Pictures within the data are to be left out; everything else must be reproduced exactly.

== Data excerpt

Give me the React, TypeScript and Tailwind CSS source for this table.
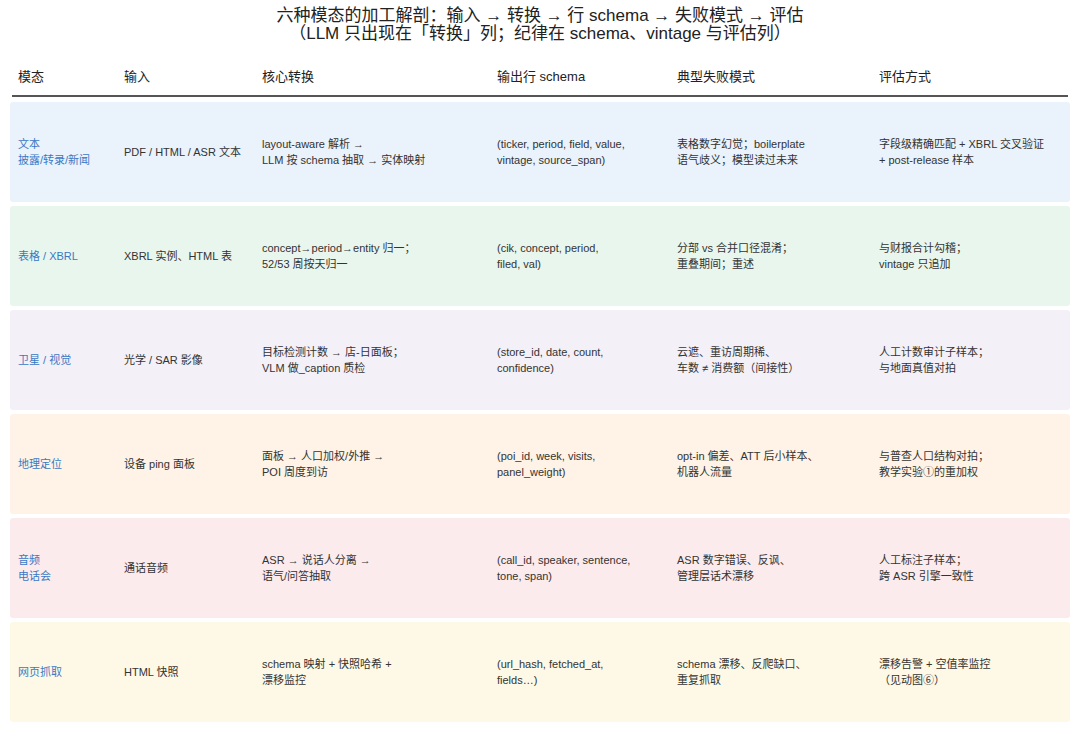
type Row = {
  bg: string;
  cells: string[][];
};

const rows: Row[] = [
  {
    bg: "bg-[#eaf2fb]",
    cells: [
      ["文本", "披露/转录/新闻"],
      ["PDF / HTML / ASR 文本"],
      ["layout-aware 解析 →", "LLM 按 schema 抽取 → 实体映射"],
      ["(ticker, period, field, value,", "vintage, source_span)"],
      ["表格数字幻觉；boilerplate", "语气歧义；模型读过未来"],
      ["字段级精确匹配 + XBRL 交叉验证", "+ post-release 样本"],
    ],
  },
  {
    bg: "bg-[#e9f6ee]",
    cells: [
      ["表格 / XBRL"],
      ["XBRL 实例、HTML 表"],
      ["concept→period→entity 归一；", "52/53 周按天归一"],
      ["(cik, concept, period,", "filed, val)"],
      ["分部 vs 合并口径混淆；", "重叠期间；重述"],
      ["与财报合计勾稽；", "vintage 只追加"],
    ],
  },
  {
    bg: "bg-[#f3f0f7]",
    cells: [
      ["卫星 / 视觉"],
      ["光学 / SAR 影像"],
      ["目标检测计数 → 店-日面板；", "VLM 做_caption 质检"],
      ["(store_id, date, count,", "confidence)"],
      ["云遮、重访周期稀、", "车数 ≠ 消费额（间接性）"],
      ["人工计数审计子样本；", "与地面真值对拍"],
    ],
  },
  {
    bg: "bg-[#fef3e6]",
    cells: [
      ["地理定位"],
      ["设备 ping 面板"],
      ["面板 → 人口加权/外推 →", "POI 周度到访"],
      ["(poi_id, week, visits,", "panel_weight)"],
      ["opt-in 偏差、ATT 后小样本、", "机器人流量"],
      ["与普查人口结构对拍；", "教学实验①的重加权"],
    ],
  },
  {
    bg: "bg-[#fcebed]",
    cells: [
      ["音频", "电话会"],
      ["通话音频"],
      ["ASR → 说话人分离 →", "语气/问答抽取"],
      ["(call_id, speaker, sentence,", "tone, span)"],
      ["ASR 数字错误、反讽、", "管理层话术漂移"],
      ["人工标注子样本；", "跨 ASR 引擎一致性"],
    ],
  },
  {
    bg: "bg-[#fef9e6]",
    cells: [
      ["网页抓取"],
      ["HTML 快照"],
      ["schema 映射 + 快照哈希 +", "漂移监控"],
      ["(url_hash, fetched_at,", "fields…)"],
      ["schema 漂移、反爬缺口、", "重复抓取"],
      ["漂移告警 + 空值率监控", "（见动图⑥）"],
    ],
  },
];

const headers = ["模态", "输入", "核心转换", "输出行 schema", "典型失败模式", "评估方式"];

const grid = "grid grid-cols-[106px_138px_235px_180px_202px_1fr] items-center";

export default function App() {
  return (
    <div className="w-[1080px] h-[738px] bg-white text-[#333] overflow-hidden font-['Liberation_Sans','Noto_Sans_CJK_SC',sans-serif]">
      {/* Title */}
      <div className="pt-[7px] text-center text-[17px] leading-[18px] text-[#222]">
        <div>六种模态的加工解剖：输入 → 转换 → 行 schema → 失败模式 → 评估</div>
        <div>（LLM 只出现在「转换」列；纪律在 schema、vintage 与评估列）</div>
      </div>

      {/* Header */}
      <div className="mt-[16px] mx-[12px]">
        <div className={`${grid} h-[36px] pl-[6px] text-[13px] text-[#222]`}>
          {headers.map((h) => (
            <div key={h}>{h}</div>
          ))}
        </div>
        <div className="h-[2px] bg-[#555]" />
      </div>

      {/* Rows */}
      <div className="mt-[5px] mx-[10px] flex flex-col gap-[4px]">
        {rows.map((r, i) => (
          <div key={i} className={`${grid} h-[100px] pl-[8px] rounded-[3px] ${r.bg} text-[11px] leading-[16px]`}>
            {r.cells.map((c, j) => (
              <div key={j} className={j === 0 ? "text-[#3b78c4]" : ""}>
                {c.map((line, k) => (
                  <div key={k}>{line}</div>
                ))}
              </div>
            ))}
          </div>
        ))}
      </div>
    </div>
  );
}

====

*Exercise output*
Give me the React, TypeScript and Tailwind CSS source for this table.
type Row = {
  bg: string;
  cells: string[][];
};

const rows: Row[] = [
  {
    bg: "bg-[#eaf2fb]",
    cells: [
      ["文本", "披露/转录/新闻"],
      ["PDF / HTML / ASR 文本"],
      ["layout-aware 解析 →", "LLM 按 schema 抽取 → 实体映射"],
      ["(ticker, period, field, value,", "vintage, source_span)"],
      ["表格数字幻觉；boilerplate", "语气歧义；模型读过未来"],
      ["字段级精确匹配 + XBRL 交叉验证", "+ post-release 样本"],
    ],
  },
  {
    bg: "bg-[#e9f6ee]",
    cells: [
      ["表格 / XBRL"],
      ["XBRL 实例、HTML 表"],
      ["concept→period→entity 归一；", "52/53 周按天归一"],
      ["(cik, concept, period,", "filed, val)"],
      ["分部 vs 合并口径混淆；", "重叠期间；重述"],
      ["与财报合计勾稽；", "vintage 只追加"],
    ],
  },
  {
    bg: "bg-[#f3f0f7]",
    cells: [
      ["卫星 / 视觉"],
      ["光学 / SAR 影像"],
      ["目标检测计数 → 店-日面板；", "VLM 做_caption 质检"],
      ["(store_id, date, count,", "confidence)"],
      ["云遮、重访周期稀、", "车数 ≠ 消费额（间接性）"],
      ["人工计数审计子样本；", "与地面真值对拍"],
    ],
  },
  {
    bg: "bg-[#fef3e6]",
    cells: [
      ["地理定位"],
      ["设备 ping 面板"],
      ["面板 → 人口加权/外推 →", "POI 周度到访"],
      ["(poi_id, week, visits,", "panel_weight)"],
      ["opt-in 偏差、ATT 后小样本、", "机器人流量"],
      ["与普查人口结构对拍；", "教学实验①的重加权"],
    ],
  },
  {
    bg: "bg-[#fcebed]",
    cells: [
      ["音频", "电话会"],
      ["通话音频"],
      ["ASR → 说话人分离 →", "语气/问答抽取"],
      ["(call_id, speaker, sentence,", "tone, span)"],
      ["ASR 数字错误、反讽、", "管理层话术漂移"],
      ["人工标注子样本；", "跨 ASR 引擎一致性"],
    ],
  },
  {
    bg: "bg-[#fef9e6]",
    cells: [
      ["网页抓取"],
      ["HTML 快照"],
      ["schema 映射 + 快照哈希 +", "漂移监控"],
      ["(url_hash, fetched_at,", "fields…)"],
      ["schema 漂移、反爬缺口、", "重复抓取"],
      ["漂移告警 + 空值率监控", "（见动图⑥）"],
    ],
  },
];

const headers = ["模态", "输入", "核心转换", "输出行 schema", "典型失败模式", "评估方式"];

const grid = "grid grid-cols-[106px_138px_235px_180px_202px_1fr] items-center";

export default function App() {
  return (
    <div className="w-[1080px] h-[738px] bg-white text-[#333] overflow-hidden font-['Liberation_Sans','Noto_Sans_CJK_SC',sans-serif]">
      {/* Title */}
      <div className="pt-[7px] text-center text-[17px] leading-[18px] text-[#222]">
        <div>六种模态的加工解剖：输入 → 转换 → 行 schema → 失败模式 → 评估</div>
        <div>（LLM 只出现在「转换」列；纪律在 schema、vintage 与评估列）</div>
      </div>

      {/* Header */}
      <div className="mt-[16px] mx-[12px]">
        <div className={`${grid} h-[36px] pl-[6px] text-[13px] text-[#222]`}>
          {headers.map((h) => (
            <div key={h}>{h}</div>
          ))}
        </div>
        <div className="h-[2px] bg-[#555]" />
      </div>

      {/* Rows */}
      <div className="mt-[5px] mx-[10px] flex flex-col gap-[4px]">
        {rows.map((r, i) => (
          <div key={i} className={`${grid} h-[100px] pl-[8px] rounded-[3px] ${r.bg} text-[11px] leading-[16px]`}>
            {r.cells.map((c, j) => (
              <div key={j} className={j === 0 ? "text-[#3b78c4]" : ""}>
                {c.map((line, k) => (
                  <div key={k}>{line}</div>
                ))}
              </div>
            ))}
          </div>
        ))}
      </div>
    </div>
  );
}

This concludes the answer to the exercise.